Mathematics for 3D Game Programming and Computer Graphics by Eric Lengyel is one of those books I have literally been eyeing for years and just never got around to reading. If you are not familiar, Eric Lengyel is the creator of the C4 Engine, and also the author of various game development books. He is well regarded in the community, so I assumed this was a must read title. After reading it, I still agree; it’s an excellent source of knowledge.

The book covers the basic stuff you would expect from a 3D math book: vectors, matrices, quaternions, intersections between various types of geometry, visibility, etc. Great, so the bases are covered. Lengyel goes a bit further, though, and discusses other topics that are very important in computer graphics. For example: lighting and shadowing, decals, curved surfaces, and physics (including fluid and cloth simulation). So a decent amount of topics are covered, but the chapters are still brief enough to finish each in one sitting.

While there are some implementation examples, the text is pretty light on the code. The code that is here is mostly based around OpenGL, however the concepts should still translate to DirectX. Not a huge issue. When needed, he does show code samples, but most of the copy is dedicated to math discussion and the equations.
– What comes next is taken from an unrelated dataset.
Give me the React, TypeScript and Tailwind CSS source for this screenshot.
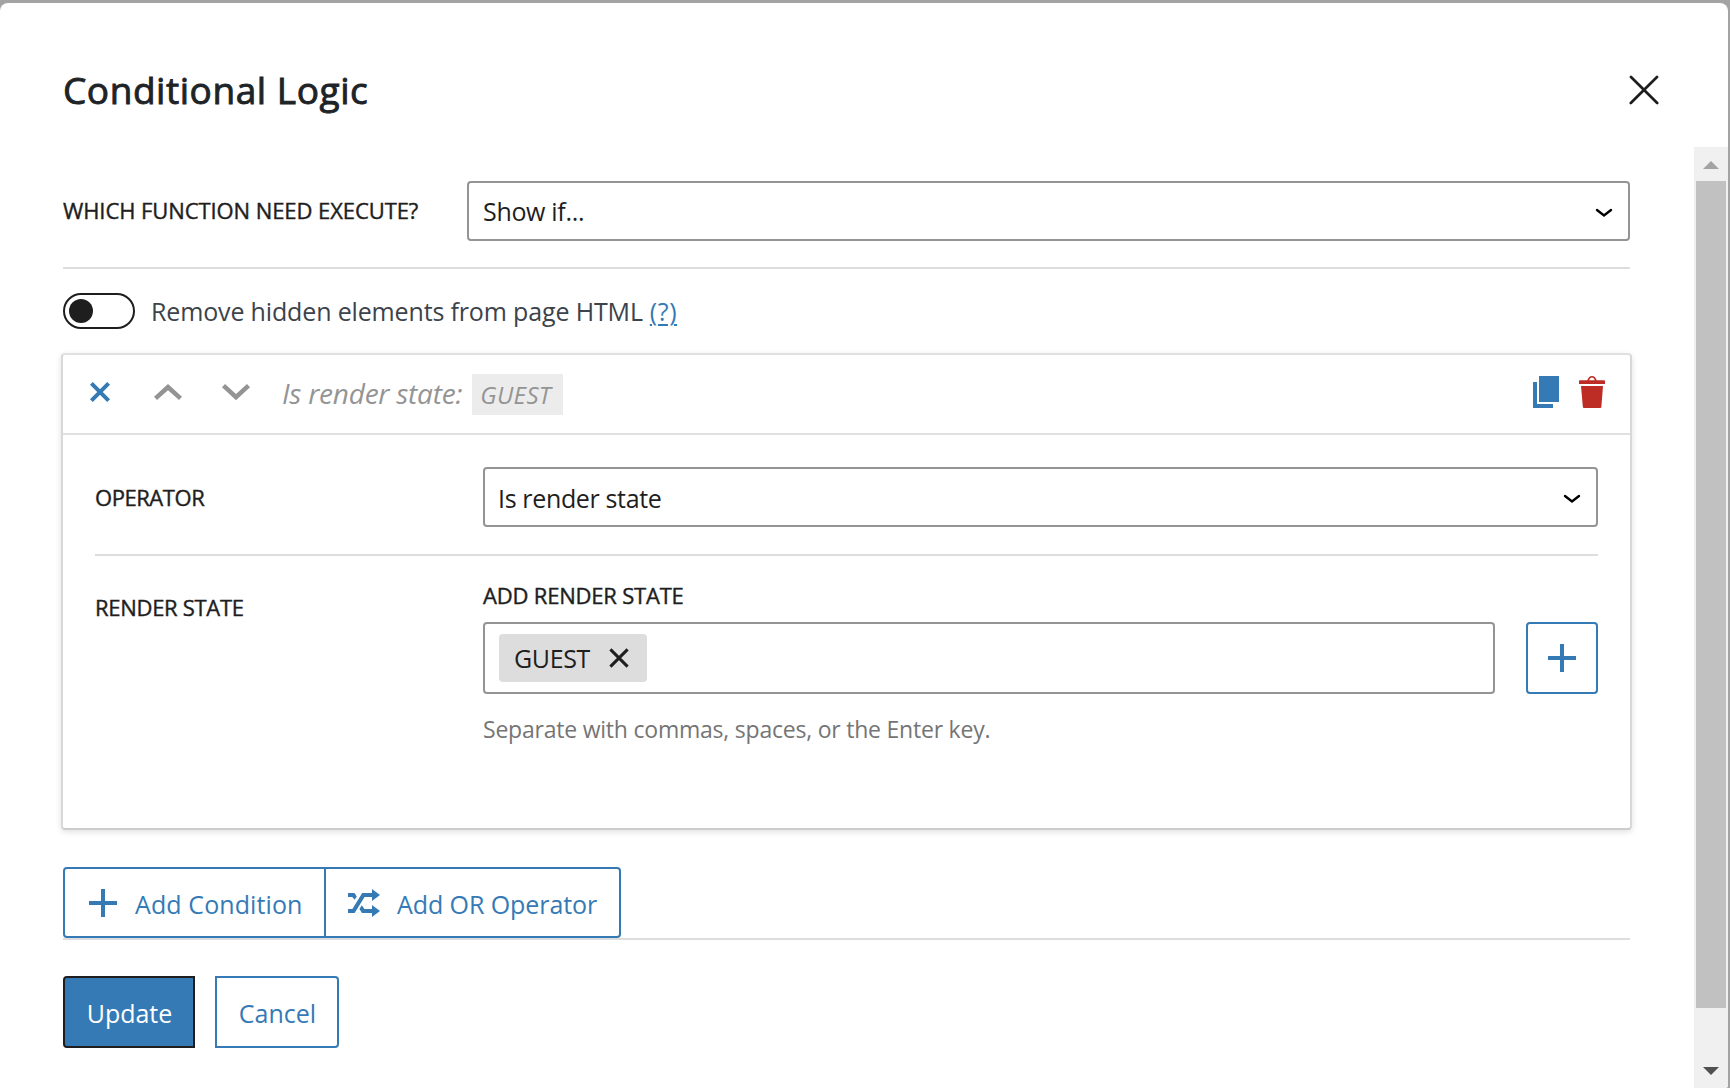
import type { ReactNode } from "react";

function CaretDown() {
  return (
    <svg className="mt-[3px]" width="18" height="10" viewBox="0 0 18 10" fill="none" stroke="#000" strokeWidth="2.4">
      <path d="M2 2l7 5.4L16 2" strokeLinecap="round" strokeLinejoin="miter" />
    </svg>
  );
}

function Plus() {
  return (
    <svg width="28" height="28" viewBox="0 0 28 28" fill="#357ab5">
      <path d="M12 0h4v12h12v4H16v12h-4V16H0v-4h12z" />
    </svg>
  );
}

function Shuffle() {
  return (
    <svg width="32" height="28" viewBox="0 0 32 28" fill="#357ab5">
      <path d="M0 4h6.5l2.3 3.6-2.2 3.2L4.2 8H0z" />
      <path d="M0 20h4.4L14.2 4H24V0l8 6-8 6V8h-7.4L6.6 24H0z" />
      <path d="M13.8 16.2l2.6 3.8H24v-4l8 6-8 6v-4H14l-2.6-4z" />
    </svg>
  );
}

function Cross({ size, stroke, color }: { size: number; stroke: number; color: string }) {
  return (
    <svg width={size} height={size} viewBox={`0 0 ${size} ${size}`} stroke={color} strokeWidth={stroke}>
      <path d={`M1.4 1.4L${size - 1.4} ${size - 1.4}M${size - 1.4} 1.4L1.4 ${size - 1.4}`} />
    </svg>
  );
}

function Select({ children }: { children: ReactNode }) {
  return (
    <div className="flex h-[60px] flex-1 items-center justify-between rounded-[4px] border-2 border-[#949494] bg-white pl-[13px] pr-[15px]">
      {children}
      <CaretDown />
    </div>
  );
}

export default function App() {
  return (
    <div className="h-[1088px] w-[1730px] overflow-hidden bg-[#a3a3a3] pt-[3px] font-['Open_Sans',sans-serif] text-[25px] leading-[30px] text-[#1e1e1e]">
      <div className="flex h-[1085px] w-[1728px] flex-col overflow-hidden rounded-t-[8px] rounded-br-[3px] bg-white">
        <header className="flex h-[144px] shrink-0 items-center justify-between pl-[63px] pr-[69px] pt-[30px]">
          <h2 className="text-[37px] leading-[40px] tracking-[0.55px] text-[#1d2327] [-webkit-text-stroke:0.9px_#1d2327]">Conditional Logic</h2>
          <svg width="30" height="30" viewBox="0 0 30 30" stroke="#1e1e1e" strokeWidth="2.7" strokeLinecap="round">
            <path d="M2 2l26.2 26M28 2L1.8 28" />
          </svg>
        </header>

        <div className="flex flex-1">
          <main className="flex-1 pl-[61px] pr-[62px] pt-[34px]">
            <div className="mx-[2px] flex h-[88px] items-start border-b-2 border-[#ddd]">
              <div className="w-[404px] text-[22px] leading-[58px] tracking-[-0.08px] [-webkit-text-stroke:0.4px_#1e1e1e]">
                WHICH FUNCTION NEED EXECUTE?
              </div>
              <Select>
                <span className="pl-px tracking-[-0.32px]">Show if...</span>
              </Select>
            </div>

            <div className="ml-[2px] mt-[24px] flex h-9 items-center">
              <div className="flex h-9 w-[72px] items-center rounded-full border-2 border-[#1e1e1e] pl-1">
                <div className="size-6 rounded-full bg-[#1e1e1e]" />
              </div>
              <div className="pl-[16px] tracking-[-0.15px] text-[#3c434a]">
                Remove hidden elements from page HTML
                <a className="ml-[7px] tracking-[0.6px] text-[#357ab5] underline decoration-2 underline-offset-[3px]">(?)</a>
              </div>
            </div>

            <section className="mt-6 h-[477px] rounded-[4px] border-2 border-b-[#ccc] border-l-[#d8d8d8] border-r-[#d8d8d8] border-t-[#e0e0e0] bg-white shadow-[0_2px_6px_rgba(0,0,0,0.12)]">
              <div className="flex h-20 items-center border-b-2 border-[#e0e0e0] pb-1 pl-[27px] pr-[25px]">
                <Cross size={20} stroke={4} color="#357ab5" />
                <svg className="ml-[44px]" width="28" height="18" viewBox="0 0 28 18" fill="#949494">
                  <path d="M14 1l14 12.8-3 3.2L14 7.2 3 17l-3-3.2z" />
                </svg>
                <svg className="ml-[40px]" width="28" height="18" viewBox="0 0 28 18" fill="#949494">
                  <path d="M14 17.2L0 4.2 3 1l11 10L25 1l3 3.2z" />
                </svg>
                <span className="ml-[32px] pt-[2px] text-[28px] italic tracking-[-0.23px] text-[#949494]">Is render state:</span>
                <span className="ml-[10px] mt-[4px] h-[41px] w-[91px] bg-[#ececec] pl-[8px] text-[24px] italic leading-[41px] tracking-[0.4px] text-[#949494]">
                  GUEST
                </span>
                <svg className="ml-auto" width="26" height="32" viewBox="0 0 26 32" fill="#357ab5">
                  <path d="M6 0h20v26H6zM0 6h4v22h16v4H0z" />
                </svg>
                <svg className="ml-5" width="26" height="32" viewBox="0 0 26 32" fill="#bd2d26">
                  <path d="M8.3 4.2C9.3 1.5 10.8 0 13 0s3.7 1.5 4.7 4.2h7.3c.6 0 1 .4 1 1V8H0V5.2c0-.6.4-1 1-1zM10.2 4.2h5.6C15.2 2.6 14.3 1.6 13 1.6s-2.2 1-2.8 2.6z" fillRule="evenodd" />
                  <path d="M2 10h22l-1.6 20.4c-.1 1-.6 1.6-1.6 1.6H5.4c-1 0-1.5-.6-1.6-1.6z" />
                </svg>
              </div>

              <div className="px-8 pt-8">
                <div className="flex h-[89px] items-start border-b-2 border-[#ddd]">
                  <div className="w-[388px] text-[22px] leading-[60px] tracking-[-0.45px] [-webkit-text-stroke:0.4px_#1e1e1e]">OPERATOR</div>
                  <Select>
                    <span className="pt-[2px] tracking-[-0.35px]">Is render state</span>
                  </Select>
                </div>

                <div className="flex pt-6">
                  <div className="w-[388px] pt-[12px] text-[22px] tracking-[-0.3px] [-webkit-text-stroke:0.4px_#1e1e1e]">RENDER STATE</div>
                  <div className="flex-1">
                    <div className="text-[22px] tracking-[-0.2px] [-webkit-text-stroke:0.4px_#1e1e1e]">ADD RENDER STATE</div>
                    <div className="mt-[12px] flex justify-between">
                      <div className="flex h-[72px] w-[1012px] items-center rounded-[4px] border-2 border-[#949494] pl-[14px]">
                        <div className="flex h-12 w-[148px] items-center justify-between rounded-[4px] bg-[#ddd] pl-[15px] pr-[18px]">
                          <span className="tracking-[-0.35px]">GUEST</span>
                          <Cross size={20} stroke={3} color="#1e1e1e" />
                        </div>
                      </div>
                      <button className="flex size-[72px] items-center justify-center rounded-[4px] border-2 border-[#357ab5]">
                        <Plus />
                      </button>
                    </div>
                    <p className="mt-[20px] text-[23px] tracking-[-0.22px] text-[#757575]">
                      Separate with commas, spaces, or the Enter key.
                    </p>
                  </div>
                </div>
              </div>
            </section>

            <div className="mx-[2px] mt-[37px] flex h-[73px] border-b-2 border-[#ddd] text-[#357ab5]">
              <button className="flex h-[71px] w-[263px] items-center rounded-l-[4px] border-2 border-[#357ab5] pl-6">
                <Plus />
                <span className="ml-[18px] pt-[3px] tracking-[0.1px]">Add Condition</span>
              </button>
              <button className="flex h-[71px] w-[295px] items-center rounded-r-[4px] border-2 border-l-0 border-[#357ab5] pl-[22px]">
                <Shuffle />
                <span className="ml-[17px] pt-[3px] tracking-[-0.08px]">Add OR Operator</span>
              </button>
            </div>

            <div className="ml-[2px] mt-9 flex gap-5">
              <button className="h-[72px] w-[132px] rounded-l-[4px] border-2 border-[#1e1e1e] bg-[#357ab5] pl-px pt-[2px] text-white">Update</button>
              <button className="h-[72px] w-[124px] rounded-r-[4px] border-2 border-[#357ab5] pl-px pt-[2px] text-[#357ab5]">Cancel</button>
            </div>
          </main>

          <aside className="flex w-[34px] flex-col items-center bg-[#f0f0f0] pr-px">
            <div className="flex h-[34px] items-center justify-center pt-[2px]">
              <svg width="16" height="8" fill="#a3a3a3">
                <path d="M8 0l8 8H0z" />
              </svg>
            </div>
            <div className="h-[827px] w-[30px] bg-[#c1c1c1]" />
            <div className="mt-auto flex h-[34px] pt-[13px]">
              <svg width="16" height="8" fill="#505050">
                <path d="M0 0h16L8 8z" />
              </svg>
            </div>
          </aside>
        </div>
      </div>
    </div>
  );
}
Granted, some of the equations and proofs were dense and hard to follow. This was made worse by the fact that I was reading this on the Kindle, and the equations were made up of small images you couldn’t zoom in on. Having said that, I still understood most of the concepts, but there were a few times I felt overwhelmed. I can’t really fault the author for that, since his written explanations were all very clear and concise. It’s just some of the content is deep and complex, so be prepared.

All in all, I found this to be a great resource and you can never know enough math in this field. Unfortunately, I will still probably have to look up some of the equations online or in other books due to the low quality of the images in the e-book. But this is a minor complaint compared to the amount of information backed in this title. I would recommend this.